Around the same time the UK BFHI launched its set of University Best Practice Standards the National Institute for Health and Clinical and Health Excellence (NICE) released its Guidelines, Postnatal care: Routine postnatal care of women and their babies, followed in 2008 by guidance on maternal and child nutrition These guidelines complement and support breastfeeding and make specific recommendations that health professionals must be competent to provide information and advice to breastfeeding mothers using the BFI training as a minimum standard. Further, it is recommended that breastfeeding peer supporters should undertake a recognised, externally accredited training course. Such courses are run through the Breast Feeding Network of UK. The Centre for International Development in London also offers a three-week masters-level certificate and is the only advanced level international training course on breastfeeding and related topics available worldwide. It is held annually in collaboration with WHO and UNICEF.


The last five years has seen the incidence of breastfeeding in the UK increase from 76% in 2005 to 81% in 2010. However it remains the case that a significant minority use formula milk as the main food for babies from birth, a majority as the main food or in addition to breast milk by two months and by six months most babies are given formula milk as their main drink (Lee 2011b)

England had the highest incidence of breastfeeding with 83% compared with Northern Ireland which had the lowest recording initial breastfeeding rate of 64%. Compared to the rates of fifteen years ago (68% in England and Wales, 45% in Northern Ireland) the strategies that the UK has put in place appears to be making an impact. It is difficult to say what strategies though, as interestingly England, despite having the highest incidence of breastfeeding in the UK also has the lowest rate of births in BF Hospitals.

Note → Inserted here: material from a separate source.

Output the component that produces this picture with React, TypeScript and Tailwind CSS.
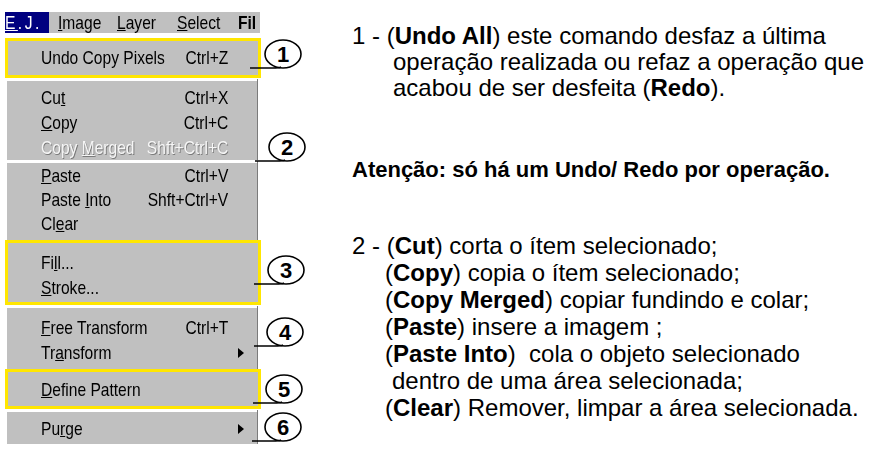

Similar to other countries in the EU, the UK has implemented the WHO Code through the transposing of the EU directive into local legislation. However while the EU directive reflects many aspects of the WHO Code it is narrower in scope and it is difficult to know the level of commitment and enforcement in respect to labelling and advertising. There are known cases of legislation infringement and the value of the baby food market has increased significantly over the last few years.

Parallel to this growth has been the implementation of a number of key social and health initiatives such as the increase in maternity leave benefits, the NICE guidelines on postnatal care and child and maternal health, both of which make recommendations in respect to breastfeeding. However, while initiation has increased, the number of women continuing to breastfeeding remains low. This is perhaps an indicator of cultural issues that continue to have an impact on women breastfeeding in the medium to long post-natal period and beyond.